Carbon cycling is equally dependent on microbes. Bacteria and fungi break down dead plant and animal material, releasing carbon dioxide back into the atmosphere through decomposition. In oxygen-free environments like wetlands and landfills, a group of archaea called methanogens converts simple organic compounds into methane. On the flip side, methane-oxidizing bacteria in oxygen-rich zones convert that methane back into carbon dioxide and water, significantly reducing methane emissions. Some fungi break down tough plant compounds like lignin into stable forms of carbon that persist in soil for centuries as humus, effectively locking carbon away underground.
Microbes in Food and Industry
Humans have used microbes for thousands of years, often without knowing it. Bread, beer, wine, yogurt, cheese, soy sauce, and kimchi all depend on microbial fermentation. The yeast species used in baking and brewing converts sugars into carbon dioxide and alcohol.
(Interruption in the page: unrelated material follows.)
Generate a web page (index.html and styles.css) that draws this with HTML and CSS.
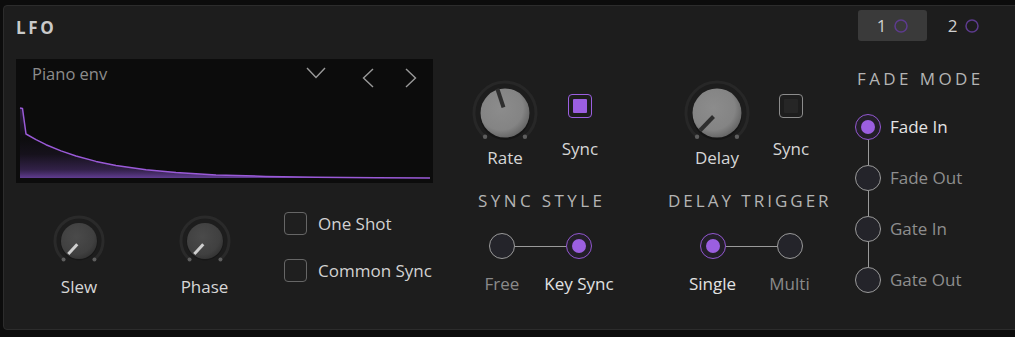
FILE: index.html
```html
<!DOCTYPE html>
<html>
<head>
<meta charset="utf-8">
<link rel="stylesheet" href="styles.css">
</head>
<body>
<div class="panel">
  <div class="col-left">
    <div class="title">LFO</div>
    <div class="display">
      <div class="display-head">
        <span class="preset">Piano env</span>
        <svg class="ico-down" width="20" height="12" viewBox="0 0 20 12"><path d="M1 1 L10 10.5 L19 1" fill="none" stroke="#9a9a9a" stroke-width="1.4"/></svg>
        <svg class="ico-arrow ico-left" width="12" height="20" viewBox="0 0 12 20"><path d="M11 1 L1.5 10 L11 19" fill="none" stroke="#9a9a9a" stroke-width="1.4"/></svg>
        <svg class="ico-arrow ico-right" width="12" height="20" viewBox="0 0 12 20"><path d="M1 1 L10.5 10 L1 19" fill="none" stroke="#9a9a9a" stroke-width="1.4"/></svg>
      </div>
      <svg class="wave" width="417" height="94" viewBox="0 30 417 94">
        <defs>
          <linearGradient id="wf" gradientUnits="userSpaceOnUse" x1="0" y1="76" x2="0" y2="119">
            <stop offset="0" stop-color="#5e3a8e" stop-opacity="0"/>
            <stop offset="0.45" stop-color="#5e3a8e" stop-opacity="0.12"/>
            <stop offset="0.8" stop-color="#5e3a8e" stop-opacity="0.45"/>
            <stop offset="1" stop-color="#6a42a0" stop-opacity="0.9"/>
          </linearGradient>
          <linearGradient id="sf" gradientUnits="userSpaceOnUse" x1="0" y1="49" x2="0" y2="80">
            <stop offset="0" stop-color="#5e3a8e" stop-opacity="0.45"/>
            <stop offset="1" stop-color="#5e3a8e" stop-opacity="0"/>
          </linearGradient>
        </defs>
        <polygon points="4,49 6.5,49.5 10,75 10,119 4,119" fill="url(#sf)"/>
        <polygon points="10,75 20,80.7 30,85.7 45,91.9 60,97 80,102.4 100,106.4 130,110.7 160,113.5 200,115.9 250,117.4 300,118.2 360,118.7 414,119 414,119 4,119 4,76" fill="url(#wf)"/>
        <polyline points="4,49 6.5,49.5 10,75 20,80.7 30,85.7 45,91.9 60,97 80,102.4 100,106.4 130,110.7 160,113.5 200,115.9 250,117.4 300,118.2 360,118.7 414,119" fill="none" stroke="#9a5ad8" stroke-width="1.5" stroke-linejoin="round"/>
      </svg>
    </div>
    <div class="controls">
      <div class="knob-cell">
        <svg width="54" height="54" viewBox="0 0 54 54">
          <defs>
            <radialGradient id="sk" cx="0.42" cy="0.38" r="0.65">
              <stop offset="0" stop-color="#4a4a4a"/>
              <stop offset="0.75" stop-color="#404040"/>
              <stop offset="1" stop-color="#333"/>
            </radialGradient>
          </defs>
          <path d="M11.57 45.38 A24 24 0 1 1 42.43 45.38" fill="none" stroke="#2a2a2a" stroke-width="3"/>
          <circle cx="11.57" cy="45.38" r="2" fill="#5e5e5e"/>
          <circle cx="42.43" cy="45.38" r="2" fill="#5e5e5e"/>
          <circle cx="27" cy="28" r="18.5" fill="#141414" opacity="0.6"/>
          <circle cx="27" cy="27" r="18" fill="url(#sk)"/>
          <line x1="16.3" y1="40" x2="25.3" y2="30.3" stroke="#cfcfcf" stroke-width="3"/>
        </svg>
        <div class="klabel">Slew</div>
      </div>
      <div class="knob-cell">
        <svg width="54" height="54" viewBox="0 0 54 54">
          <path d="M11.57 45.38 A24 24 0 1 1 42.43 45.38" fill="none" stroke="#2a2a2a" stroke-width="3"/>
          <circle cx="11.57" cy="45.38" r="2" fill="#5e5e5e"/>
          <circle cx="42.43" cy="45.38" r="2" fill="#5e5e5e"/>
          <circle cx="27" cy="28" r="18.5" fill="#141414" opacity="0.6"/>
          <circle cx="27" cy="27" r="18" fill="url(#sk)"/>
          <line x1="16.3" y1="40" x2="25.3" y2="30.3" stroke="#cfcfcf" stroke-width="3"/>
        </svg>
        <div class="klabel">Phase</div>
      </div>
      <div class="checks">
        <div class="check-row"><span class="cbox"></span><span class="clabel">One Shot</span></div>
        <div class="check-row"><span class="cbox"></span><span class="clabel">Common Sync</span></div>
      </div>
    </div>
  </div>

  <div class="col-mid">
    <div class="group group-a">
      <div class="top-row">
        <div class="bigknob">
          <svg width="66" height="66" viewBox="0 0 66 66">
            <defs>
              <radialGradient id="bk" cx="0.42" cy="0.4" r="0.62">
                <stop offset="0" stop-color="#8c8c8c"/>
                <stop offset="0.72" stop-color="#848484"/>
                <stop offset="1" stop-color="#666"/>
              </radialGradient>
            </defs>
            <path d="M13.07 56.75 A31 31 0 1 1 52.93 56.75" fill="none" stroke="#272727" stroke-width="3"/>
            <circle cx="13.07" cy="56.75" r="2.2" fill="#5e5e5e"/>
            <circle cx="52.93" cy="56.75" r="2.2" fill="#5e5e5e"/>
            <circle cx="33" cy="35" r="25" fill="#111" opacity="0.6"/>
            <circle cx="33" cy="33" r="24.5" fill="url(#bk)"/>
            <line x1="25.3" y1="8.6" x2="31.5" y2="27.3" stroke="#2e2e2e" stroke-width="4"/>
          </svg>
          <div class="klabel">Rate</div>
        </div>
        <div class="sync">
          <span class="sbox on"><span class="sfill"></span></span>
          <div class="klabel">Sync</div>
        </div>
      </div>
      <div class="section">SYNC STYLE</div>
      <div class="pair">
        <div class="opt"><span class="radio"></span><span class="rlabel dim">Free</span></div>
        <span class="hline"></span>
        <div class="opt"><span class="radio on"></span><span class="rlabel">Key Sync</span></div>
      </div>
    </div>

    <div class="group group-b">
      <div class="top-row">
        <div class="bigknob">
          <svg width="66" height="66" viewBox="0 0 66 66">
            <path d="M13.07 56.75 A31 31 0 1 1 52.93 56.75" fill="none" stroke="#272727" stroke-width="3"/>
            <circle cx="13.07" cy="56.75" r="2.2" fill="#5e5e5e"/>
            <circle cx="52.93" cy="56.75" r="2.2" fill="#5e5e5e"/>
            <circle cx="33" cy="35" r="25" fill="#111" opacity="0.6"/>
            <circle cx="33" cy="33" r="24.5" fill="url(#bk)"/>
            <line x1="16" y1="50.5" x2="29.5" y2="36.5" stroke="#2e2e2e" stroke-width="4"/>
          </svg>
          <div class="klabel">Delay</div>
        </div>
        <div class="sync">
          <span class="sbox"><span class="sfill"></span></span>
          <div class="klabel">Sync</div>
        </div>
      </div>
      <div class="section tight">DELAY TRIGGER</div>
      <div class="pair">
        <div class="opt"><span class="radio on"></span><span class="rlabel">Single</span></div>
        <span class="hline"></span>
        <div class="opt"><span class="radio"></span><span class="rlabel dim">Multi</span></div>
      </div>
    </div>
  </div>

  <div class="col-right">
    <div class="tabs">
      <div class="tab active"><span>1</span><svg width="14" height="14" viewBox="0 0 14 14"><circle cx="7" cy="7" r="6" fill="none" stroke="#5d3b8e" stroke-width="1.5"/></svg></div>
      <div class="tab"><span>2</span><svg width="14" height="14" viewBox="0 0 14 14"><circle cx="7" cy="7" r="6" fill="none" stroke="#5d3b8e" stroke-width="1.5"/></svg></div>
    </div>
    <div class="section fade-title">FADE MODE</div>
    <div class="vlist">
      <div class="vopt"><span class="radio on"></span><span class="vlabel bright">Fade In</span></div>
      <span class="vline"></span>
      <div class="vopt"><span class="radio"></span><span class="vlabel">Fade Out</span></div>
      <span class="vline"></span>
      <div class="vopt"><span class="radio"></span><span class="vlabel">Gate In</span></div>
      <span class="vline"></span>
      <div class="vopt"><span class="radio"></span><span class="vlabel">Gate Out</span></div>
    </div>
  </div>
</div>
</body>
</html>
```

FILE: styles.css
```css
* { box-sizing: border-box; }

html, body {
  margin: 0;
  padding: 0;
  background: #0c0c0c;
  font-family: "Open Sans", "Noto Sans", sans-serif;
  overflow: hidden;
}

.panel {
  margin: 5px 0 0 3px;
  width: 1030px;
  height: 325px;
  background: #1d1d1d;
  border: 1px solid #2c2c2c;
  border-radius: 4px;
  display: flex;
  align-items: flex-start;
}

/* ---------- left column ---------- */
.col-left {
  margin-left: 12px;
  width: 417px;
}

.title {
  padding-top: 12px;
  font-weight: 700;
  font-size: 17px;
  line-height: 20px;
  letter-spacing: 2.6px;
  color: #c9c9c9;
}

.display {
  margin-top: 21px;
  height: 124px;
  background: #0c0c0c;
  display: flex;
  flex-direction: column;
}

.display-head {
  height: 30px;
  display: flex;
  align-items: center;
  padding: 0 16px;
}

.preset {
  flex: 1;
  font-size: 16.5px;
  color: #8c8c8c;
  line-height: 20px;
}

.ico-down { margin-right: 36px; margin-top: -2px; }
.ico-arrow { margin-top: 8px; }
.ico-left { margin-right: 31px; }
.ico-right { margin-right: 0; }

.wave { display: block; }

.controls {
  display: grid;
  grid-template-columns: 126px 125px auto;
  margin-top: 31px;
}

.knob-cell {
  display: flex;
  flex-direction: column;
  align-items: center;
}

.knob-cell svg { display: block; }

.klabel {
  font-size: 17px;
  line-height: 20px;
  color: #d6d6d6;
  white-space: nowrap;
  margin-top: 9px;
}

.checks {
  padding-left: 17px;
  margin-top: -2px;
  display: flex;
  flex-direction: column;
  gap: 24px;
}

.check-row {
  display: flex;
  align-items: center;
  height: 23px;
}

.cbox {
  width: 23px;
  height: 23px;
  border: 1.5px solid #666;
  border-radius: 4px;
  background: #1f1f1f;
}

.clabel {
  margin-left: 11px;
  font-size: 17px;
  line-height: 20px;
  color: #d2d2d2;
  white-space: nowrap;
}

/* ---------- middle column ---------- */
.col-mid {
  margin-left: 39px;
  padding-top: 74px;
  display: flex;
  gap: 60px;
}

.group { display: flex; flex-direction: column; }
.group-a { width: 136px; }
.group-b { width: 165px; }
.group-b .top-row { padding-left: 16px; }

.top-row {
  display: flex;
  align-items: flex-start;
}

.bigknob {
  width: 66px;
  display: flex;
  flex-direction: column;
  align-items: center;
}
.bigknob svg { display: block; }
.bigknob .klabel { margin-top: 2px; }

.group-a .sync { margin-left: 22px; }
.group-b .sync { margin-left: 21px; }

.sync {
  width: 40px;
  display: flex;
  flex-direction: column;
  align-items: center;
  padding-top: 14px;
}

.sbox {
  width: 24px;
  height: 24px;
  border: 1.5px solid #8c8c8c;
  border-radius: 4px;
  display: flex;
  align-items: center;
  justify-content: center;
}
.sbox .sfill {
  width: 14px;
  height: 14px;
  background: #262626;
  border-radius: 1px;
}
.sbox.on { border-color: #9b5fe0; }
.sbox.on .sfill { background: #9b5fe0; }
.sync .klabel { margin-top: 21px; }

.section {
  margin-top: 23px;
  text-align: center;
  font-size: 17px;
  line-height: 20px;
  letter-spacing: 3.4px;
  padding-left: 3.4px;
  color: #b4b4b4;
  white-space: nowrap;
}
.section.tight {
  letter-spacing: 3px;
  padding-left: 0;
  margin-right: 4px;
}

.pair {
  margin-top: 22px;
  display: flex;
  justify-content: center;
  align-items: flex-start;
  padding-left: 1px;
}

.opt {
  width: 26px;
  display: flex;
  flex-direction: column;
  align-items: center;
}

.hline {
  width: 51px;
  height: 1px;
  background: #9a9a9a;
  margin-top: 12.5px;
}

.radio {
  width: 26px;
  height: 26px;
  border-radius: 50%;
  border: 1.5px solid #9a9a9a;
  background: #24242a;
  display: flex;
  align-items: center;
  justify-content: center;
  flex: none;
}
.radio.on {
  border-color: #9257d0;
  background: #231f29;
}
.radio.on::after {
  content: "";
  width: 14px;
  height: 14px;
  border-radius: 50%;
  background: #9b5fe0;
}

.rlabel {
  margin-top: 15px;
  font-size: 17px;
  line-height: 20px;
  color: #e2e2e2;
  white-space: nowrap;
  display: flex;
  justify-content: center;
  width: 26px;
}
.rlabel.dim { color: #8a8a8a; }

/* ---------- right column ---------- */
.col-right {
  margin-left: 22px;
}

.tabs {
  display: flex;
  margin-top: 4px;
  margin-left: 3px;
  gap: 2px;
}

.tab {
  width: 69px;
  height: 31px;
  border-radius: 3px;
  display: flex;
  align-items: center;
  justify-content: center;
  gap: 8px;
  font-size: 17px;
  color: #d0d0d0;
  line-height: 20px;
}
.tab svg { display: block; }
.tab.active { background: #3a3a3a; }

.fade-title {
  margin-top: 28px;
  text-align: left;
  padding-left: 2px;
}

.vlist {
  margin-top: 25px;
  display: flex;
  flex-direction: column;
}

.vopt {
  display: flex;
  align-items: center;
  height: 26px;
}

.vline {
  width: 1px;
  height: 25px;
  background: #9a9a9a;
  margin-left: 12.5px;
}

.vlabel {
  margin-left: 9px;
  font-size: 17px;
  line-height: 20px;
  color: #8e8e8e;
  white-space: nowrap;
}
.vlabel.bright { color: #e4e4e4; }
```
Lactic acid bacteria give yogurt its tang and act as natural preservatives in fermented vegetables.
Industrial applications go far beyond food. Certain soil bacteria naturally produce antimicrobial compounds, and the first antibiotics were derived from these organisms. Microbes are also used to produce enzymes for laundry detergent, to break down environmental pollutants like pesticides and industrial chemicals, and to generate biofuels. Bacteria employ specialized enzymes to dismantle complex toxic molecules into simpler, harmless compounds, a capability increasingly harnessed for environmental cleanup.
Microbes That Cause Disease
Only a small fraction of microbial species cause illness in humans. Pathogenic bacteria are responsible for infections like tuberculosis, strep throat, and foodborne illness. Pathogenic protists cause malaria, amoebic dysentery, and sleeping sickness. Certain fungi cause infections ranging from athlete’s foot to serious lung infections in people with weakened immune systems. Viruses cause influenza, COVID-19, measles, and many other diseases.
The vast majority of microbes, however, are harmless or beneficial. Even within a single species, only certain strains may be dangerous. The balance between helpful and harmful microbes, both in the environment and on your body, is one of the central themes of modern microbiology.